The Ramayana is traditionally considered to be older than the Mahabharata, though most modern scholars, on linguistic and stylistic grounds, consider it to be somewhat later (see LINGUISTICS). It is regarded as the “first poem,” and the poem itself describes its own author's discovery of the poetic form, which he produces spontaneously upon witnessing a bird's sorrow at the loss of its mate. This author, the brahmin sage Valmiki, having discovered the verse form, seeks a human subject worthy to be memorialized by means of it and finds one in Rama, the prince of Ayodhya. Rama is presented explicitly as a paragon of all human virtues and is said in fact to be an incarnation of the supreme god Vishnu. Deprived of the rulership of the kingdom and forced out into the wilderness through the machinations of a scheming stepmother (who desires the throne for her own son), Rama selflessly accepts his exile to defend his father's honor. During his sojourn in the forest, Rama's wife Sita is abducted by the ten-headed demon Ravana, but, after fighting a war to destroy the demon and free his wife, Rama refuses to accept her back, again for ostensibly selfless motives: as king, he fears that the scandal of remaining with a wife who has dwelt in the house of another will pose a threat to public morals. Pregnant and forlorn, Sita is taken in by the brahmin Valmiki—the inventor of poetry and author of the Ramayana. She gives birth to twins, whom he trains to recite his composition. The frame story of the Ramayana describes its own initial public performance, in which Rama's own tale is told to himself by his own (as yet unrecognized) twin sons.

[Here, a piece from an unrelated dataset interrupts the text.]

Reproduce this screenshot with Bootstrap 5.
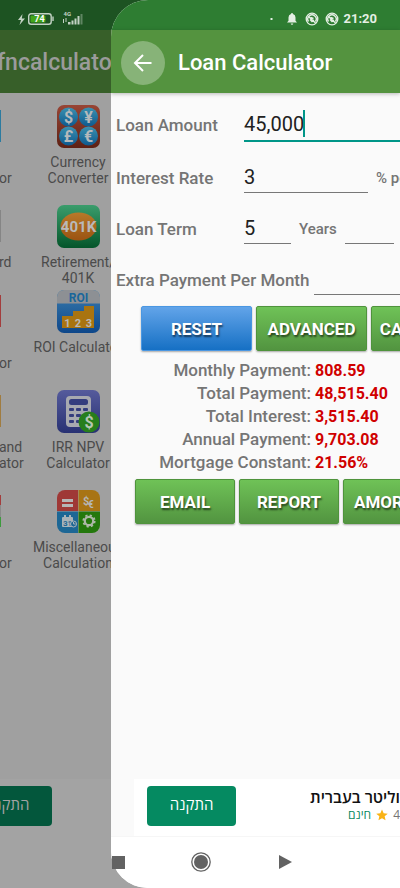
<!DOCTYPE html>
<html lang="en">
<head>
<meta charset="utf-8">
<meta name="viewport" content="width=device-width, initial-scale=1">
<title>Loan Calculator</title>
<link href="https://cdn.jsdelivr.net/npm/bootstrap@5.3.0/dist/css/bootstrap.min.css" rel="stylesheet">
<style>
body{font-family:Roboto,"Open Sans",sans-serif;background:#a0a0a0;color:#757575}
.screen{min-height:100vh}
.sysbar{height:30px}
.appbar{height:63px;padding-top:2px}
.under .sysbar{background:#1d5322}
.under .appbar{background:#375f29;color:#9b9b9b;font-size:23px;font-weight:500}
.under .appbar span{margin-left:-3px;padding-top:2px}
.tiles{display:grid;grid-template-columns:28px 100px;padding-top:12px}
.tile{height:100px;font-size:14px;line-height:16px;color:#4b4b4b}
.tile.short{height:85px}
.tile svg{width:43px;height:43px;margin-bottom:6px}
.edge{width:28px}
.edge .tile{padding-top:5px}
.edge i{display:block;width:1px;height:32px;margin-bottom:12px}
.edge span{display:block;margin-left:-1px;white-space:pre}
.e-blue{background:#2b7ba0}.e-grey{background:#858585}.e-red{background:#a33d3d}.e-gold{background:#a07c40}.e-mix{background:linear-gradient(#a33d3d 30%,#8b8b8b 30% 70%,#3c9a3c 70%)}
.under .adbar{background:#a3a3a3}
.under .install{background:#03573c;color:#a3a3a3;margin-left:-37px}
.adbar{height:57px;padding-bottom:4px}
.navpad{height:52px}
.under .navpad{background:#a3a3a3}
.install{width:89px;height:40px;background:#058a61;border:0;border-radius:4px;color:#fff;font-size:15px;font-family:"Open Sans",sans-serif;padding:0 0 2px}
.sheet{left:111px;background:#fafafa;border-radius:37px 0 0 37px}
.sheet .sysbar{background:#2e7d32}
.sheet .appbar{background:#54933f;color:#fff;padding-left:10px;gap:13px;box-shadow:0 1px 4px #0004}
.sheet h1{font-size:22px;font-weight:500;padding-top:2px}
.back{width:44px;height:44px;border:0;border-radius:50%;background:#87b378;color:#fff}
.back svg{width:24px;height:24px}
.fields{padding:6px 0 0 5px;font-size:17px;font-weight:500}
.rowline{height:51px;gap:8px;white-space:nowrap}
.rowline.tall{height:54px}
.rowline>*{flex-shrink:0}
.rowline .lbl{width:120px}
.rowline .lbl-long{width:190px}
.unit{font-size:15px;font-weight:500}
.fld{border:0;border-bottom:1px solid #777;border-radius:0;background:transparent;padding:0 0 2px;font-size:20px;line-height:24px;color:#212121;height:28px;outline:0;font-weight:400}
.fld.active{border-bottom:2px solid #009688;width:190px;height:32px}
.caret-line{left:187px;top:11px;width:2px;height:27px;background:#009688}
.w-rate{width:124px}.w-term{width:47px}.w-mon{width:49px}.w-extra{width:130px}
.act{height:45px;border:1px solid #4f933c;border-radius:2px;background:linear-gradient(#6fc257,#529440);color:#fff;font-size:17px;font-weight:700;text-shadow:1px 2px 2px #0009;box-shadow:0 1px 2px #0005;padding:2px 0 0;white-space:nowrap}
.act.blue{border-color:#4a97e2;background:linear-gradient(#62a4e9,#1670c4)}
.acts{gap:4px}
.one{padding-left:30px}.two{padding-left:24px;margin-top:5px}
.one .act{width:111px}.two .act{width:100px}
.two .act.wide{width:146px}
.results{display:grid;grid-template-columns:200px 1fr;column-gap:4px;font-size:17px;line-height:23px;margin-top:8px}
.results dt{text-align:right;white-space:nowrap;font-weight:500}
.results dd{margin:0;color:#d00000;font-weight:700;font-size:16px}
.sheet .adbar{background:#fff;margin-left:23px;padding-left:13px}
.sheet .navpad{background:#fff;border-top:1px solid #f6f6f6}
.adtext{font-family:"Open Sans",sans-serif;line-height:18px}
.adtext a{color:#111;font-size:16px;font-weight:600;text-decoration:none}
.adtext small{font-size:12px;gap:5px}
.free{color:#0b8a63}
.clock{font-size:13px;font-weight:700;line-height:14px}
.status{height:38px;padding:0 23px 0 17px;color:#e4efe4}
.sysnav{height:52px;color:#626262;padding-left:111px}
.sysnav button{border:0;background:transparent;padding:0;line-height:0;color:inherit}
.home{margin-left:65px}.prev{margin-left:67px}
</style>
<script src="https://cdn.jsdelivr.net/npm/bootstrap@5.3.0/dist/js/bootstrap.bundle.min.js"></script>
</head>
<body>
<div class="screen position-relative overflow-hidden d-flex flex-column">
  <div class="under d-flex flex-column flex-grow-1">
    <div class="sysbar"></div>
    <div class="appbar d-flex align-items-center"><span>fncalculator</span></div>
    <div class="tiles">
      <div class="edge"><div class="tile"><i class="e-blue"></i><span>
or</span></div></div>
      <div class="tile text-center">
        <svg viewBox="0 0 43 43"><defs><linearGradient id="ga" x2="0" y2="1"><stop stop-color="#984535"/><stop offset="1" stop-color="#5d2013"/></linearGradient><linearGradient id="gb" x2="0" y2="1"><stop stop-color="#3b91b0"/><stop offset="1" stop-color="#0e598e"/></linearGradient></defs><rect width="43" height="43" rx="7" fill="url(#ga)"/><g fill="url(#gb)"><circle cx="11.500" cy="12" r="9.500"/><circle cx="31.500" cy="12" r="9.500"/><circle cx="11.500" cy="31" r="9.500"/><circle cx="31.500" cy="31" r="9.500"/></g><g fill="#b5b9bb" font-family="Roboto" font-weight="700" font-size="16" text-anchor="middle"><text x="11.500" y="17.500">$</text><text x="31.500" y="17.500">¥</text><text x="11.500" y="36.500">£</text><text x="31.500" y="36.500">€</text></g></svg>
        <div>Currency<br>Converter</div></div>
      <div class="edge"><div class="tile short"><i class="e-grey"></i><span>rd</span></div></div>
      <div class="tile short text-center">
        <svg viewBox="0 0 43 43"><defs><linearGradient id="gc" x2="0" y2="1"><stop stop-color="#3a9d6c"/><stop offset="1" stop-color="#04552a"/></linearGradient><linearGradient id="gd" x2="0" y2="1"><stop stop-color="#b77929"/><stop offset="1" stop-color="#9b5312"/></linearGradient></defs><rect width="43" height="43" rx="7" fill="url(#gc)"/><ellipse cx="21.500" cy="21.500" rx="18" ry="14" fill="url(#gd)"/><text x="21.500" y="26.500" text-anchor="middle" fill="#b9b9b9" font-family="Roboto" font-weight="700" font-size="15">401K</text></svg>
        <div>Retirement/<br>401K</div></div>
      <div class="edge"><div class="tile"><i class="e-red"></i><span>
or</span></div></div>
      <div class="tile text-center">
        <svg viewBox="0 0 43 43"><defs><linearGradient id="ge" x2="0" y2="1"><stop stop-color="#397bad"/><stop offset="1" stop-color="#0e478a"/></linearGradient><clipPath id="ce"><rect width="43" height="43" rx="7"/></clipPath></defs><g clip-path="url(#ce)"><rect width="43" height="43" fill="url(#ge)"/><rect width="43" height="13.500" fill="#8d9094"/></g><text x="21.500" y="11.500" text-anchor="middle" fill="#19669b" font-family="Roboto" font-weight="700" font-size="12">ROI</text><path d="M5 38V26h11v-5h11v-5h10v22z" fill="#a97410"/><g fill="#b9b9b9" font-family="Roboto" font-weight="700" font-size="11" text-anchor="middle"><text x="10.500" y="37">1</text><text x="21" y="37">2</text><text x="32" y="37">3</text></g></svg>
        <div class="text-nowrap">ROI Calculator</div></div>
      <div class="edge"><div class="tile"><i class="e-gold"></i><span>and
ator</span></div></div>
      <div class="tile text-center">
        <svg viewBox="0 0 43 43"><defs><linearGradient id="gf" x2="0" y2="1"><stop stop-color="#555b9c"/><stop offset="1" stop-color="#283173"/></linearGradient></defs><rect width="43" height="43" rx="7" fill="url(#gf)"/><rect x="9" y="6" width="25" height="31" rx="4" fill="#a7a9b0"/><g fill="#343d7e"><rect x="12" y="9" width="19" height="6" rx="2.500"/><rect x="12" y="18" width="5" height="3" rx="1"/><rect x="19" y="18" width="5" height="3" rx="1"/><rect x="26" y="18" width="5" height="3" rx="1"/><rect x="12" y="24" width="5" height="3" rx="1"/><rect x="19" y="24" width="5" height="3" rx="1"/><rect x="12" y="30" width="5" height="3" rx="1"/><rect x="19" y="30" width="5" height="3" rx="1"/></g><circle cx="32" cy="32" r="10.500" fill="#277e1c"/><text x="32" y="38" text-anchor="middle" fill="#b7c6b4" font-family="Roboto" font-weight="700" font-size="16">$</text></svg>
        <div>IRR NPV<br>Calculator</div></div>
      <div class="edge"><div class="tile"><i class="e-mix"></i><span>
or</span></div></div>
      <div class="tile text-center">
        <svg viewBox="0 0 43 43"><defs><clipPath id="cg"><rect width="43" height="43" rx="8"/></clipPath></defs><g clip-path="url(#cg)"><rect width="21" height="21" fill="#9f3836"/><rect x="21.500" width="22" height="21" fill="#a87415"/><rect y="21.500" width="21" height="22" fill="#1d6795"/><rect x="21.500" y="21.500" width="22" height="22" fill="#24780d"/></g><path d="M5 10.500h11M5 15.500h11" stroke="#b6b6b6" stroke-width="3"/><g fill="#b6b6b6" font-family="Roboto" font-weight="700"><text x="26" y="15" font-size="11">$</text><text x="31" y="18" font-size="10">€</text></g><rect x="5" y="27" width="11" height="10" rx="1" fill="#aab3b8"/><path d="M8 25v3M13 25v3" stroke="#aab3b8" stroke-width="2"/><text x="6" y="36" font-family="Roboto" font-weight="700" font-size="8" fill="#1d6795">31</text><circle cx="16.500" cy="34" r="3" fill="#1d6795" stroke="#aab3b8"/><path d="M16.500 32v2h2" fill="none" stroke="#aab3b8"/><g fill="none" stroke="#aeb8a9"><circle cx="32" cy="31" r="4.200" stroke-width="2.200"/><circle cx="32" cy="31" r="5.700" stroke-width="1.800" stroke-dasharray="2.240"/></g></svg>
        <div>Miscellaneous Calculation</div></div>
    </div>
    <div class="adbar mt-auto d-flex align-items-center"><button class="install" dir="rtl">התקנה</button></div>
    <div class="navpad"></div>
  </div>

  <main class="sheet position-absolute top-0 bottom-0 end-0 overflow-hidden d-flex flex-column">
    <div class="sysbar"></div>
    <header class="appbar d-flex align-items-center">
      <button class="back p-0 flex-shrink-0" aria-label="Back"><svg viewBox="0 0 24 24" fill="none" stroke="currentColor" stroke-width="2"><path d="M20.500 12H5M12 4l-8 8 8 8"/></svg></button>
      <h1 class="mb-0 text-nowrap">Loan Calculator</h1>
    </header>
    <form class="fields">
      <div class="rowline tall d-flex align-items-center position-relative"><label class="lbl" for="amount">Loan Amount</label><input class="fld active" id="amount" value="45,000"><span class="caret-line position-absolute"></span></div>
      <div class="rowline d-flex align-items-center"><label class="lbl" for="rate">Interest Rate</label><input class="fld w-rate" id="rate" value="3"><span class="unit">% per year</span></div>
      <div class="rowline d-flex align-items-center"><label class="lbl" for="term">Loan Term</label><input class="fld w-term" id="term" value="5"><span class="unit">Years</span><input class="fld w-mon" aria-label="Months"></div>
      <div class="rowline d-flex align-items-center"><label class="lbl-long" for="extra">Extra Payment Per Month</label><input class="fld w-extra" id="extra"></div>
    </form>
    <div class="acts one d-flex"><button class="act blue flex-shrink-0">RESET</button><button class="act flex-shrink-0">ADVANCED</button><button class="act flex-shrink-0">CALCULATE</button></div>
    <dl class="results mb-0"><dt>Monthly Payment:</dt><dd>808.59</dd><dt>Total Payment:</dt><dd>48,515.40</dd><dt>Total Interest:</dt><dd>3,515.40</dd><dt>Annual Payment:</dt><dd>9,703.08</dd><dt>Mortgage Constant:</dt><dd>21.56%</dd></dl>
    <div class="acts two d-flex"><button class="act flex-shrink-0">EMAIL</button><button class="act flex-shrink-0">REPORT</button><button class="act wide flex-shrink-0">AMORTIZATION</button></div>
    <div class="adbar mt-auto d-flex align-items-center justify-content-between"><button class="install" dir="rtl">התקנה</button>
      <div class="adtext text-nowrap" dir="rtl"><a href="#">וליטר בעברית</a><small class="d-flex align-items-center">4<svg width="12" height="12" viewBox="0 0 24 24" fill="#f9b316"><path d="M12 1l3.300 7.500 8.200.8-6.200 5.400 1.800 8L12 18.500 4.900 22.700l1.800-8L.5 9.300l8.200-.8z"/></svg><span class="free">חינם</span></small></div></div>
    <div class="navpad"></div>
  </main>

  <div class="status position-absolute top-0 start-0 end-0 d-flex align-items-center justify-content-between">
    <svg width="70" height="18" viewBox="0 0 70 18" fill="#c3d2c4"><path d="M5.500 4L1 10h3l-1.500 5L8 8.500H4.800z"/><rect x="11.700" y="3.700" width="22.500" height="10.600" rx="2.500" fill="none" stroke="#c3d2c4" stroke-width="1.400"/><rect x="13.500" y="5.500" width="15" height="7" rx="1" fill="#42a51b"/><path d="M35.300 6.500h1.400v4.500h-1.400z"/><text x="22.500" y="12.200" font-family="Roboto" font-weight="700" font-size="9" text-anchor="middle" fill="#fff">74</text><text x="46.500" y="6" font-family="Roboto" font-weight="700" font-size="6">4G</text><path d="M46 9h1v4h-1zM48.500 8h1v4h-1zM51 14.500h2.500V12H51zM54.500 14.500h2v-4h-2zM57.500 14.500h2V8.500h-2zM60.500 14.500h2V6h-2z"/><path d="M63.500 14.500h2V4h-2z" opacity=".4"/></svg>
    <div class="d-flex align-items-center">
      <svg class="me-1" width="70" height="14" viewBox="0 0 70 14" fill="#e4efe4"><path d="M.5 6h2v2h-2z"/><path d="M17 10.500h10l-1.500-1.700V5.500A3.600 3.600 0 0 0 23 2a1 1 0 0 0-2 0 3.600 3.600 0 0 0-2.500 3.500v3.300zM20.700 11.500h2.600a1.300 1.300 0 0 1-2.600 0z"/><g fill="none" stroke="#e4efe4"><g id="nf"><circle cx="42" cy="7" r="5.800" stroke-width="1.300"/><path d="M38.500 9.500a4.200 4.200 0 1 1 7 0M38 4l7.500 7M40 7.500l2 2 2-1.500M40.500 5.500l3 1" stroke-width="1.400"/></g><use href="#nf" x="20"/></g></svg>
      <span class="clock">21:20</span>
    </div>
  </div>
  <nav class="sysnav position-absolute bottom-0 start-0 end-0 d-flex align-items-center" aria-label="System">
    <button aria-label="Recent apps"><svg width="14" height="14"><path d="M1 1h13v13H1z" fill="currentColor"/></svg></button>
    <button class="home" aria-label="Home"><svg width="22" height="22" viewBox="0 0 22 22"><circle cx="11" cy="11" r="9.200" fill="none" stroke="currentColor" stroke-width="1.300"/><circle cx="11" cy="11" r="7" fill="currentColor"/></svg></button>
    <button class="prev" aria-label="Go back"><svg width="13" height="16"><path d="M0 1l13 7-13 7z" fill="currentColor"/></svg></button>
  </nav>
</div>
</body>
</html>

The Mahabharata has a similarly elaborate and recursive frame story and a similarly involved author—Vyasa, who is grandfather to the main protagonists and antagonists of the story. But, it presents a far darker image of the realities of rulership and the human quest for power. The central story concerns the struggle between two sets of cousins for control of the kingdom of Hastinapura. It culminates in a massive war which wipes out nearly the entire warrior class and brings despair to both winners and losers. Its heroes, the five Pandava brothers, are, like Rama, idealized figures, but the text goes to great lengths to show the moral compromises they are forced to make in their struggle for power. The Mahabharata also resembles the Ramayana in that it is centrally concerned with the deeds of a human incarnation of the god Vishnu. Yet the narrative role of this divine manifestation is quite different. The Krishna of the Mahabharata is not the hero of the epic and is not presented as a moral exemplar and a model for human, and specifically royal, emulation, as Rama explicitly is. He appears as a friend and adviser to the Pandavas and is presented as something of a trickster, manipulating events from behind the scenes and aiding the Pandavas in their quest for power, often by pressuring them to adopt underhanded means against their enemies.

Into and around the central story of the Pandavas' struggle for power the Mahabharata weaves a great deal of peripheral material: supplementary narratives of both human and divine action, as well as extensive legal and moral instruction on, for example, the duties of kingship. Indeed, the Mahabharata comes to be seen as something of a cultural encyclopedia, and famously says of itself that “what is not found here, is found nowhere” (1.56.34).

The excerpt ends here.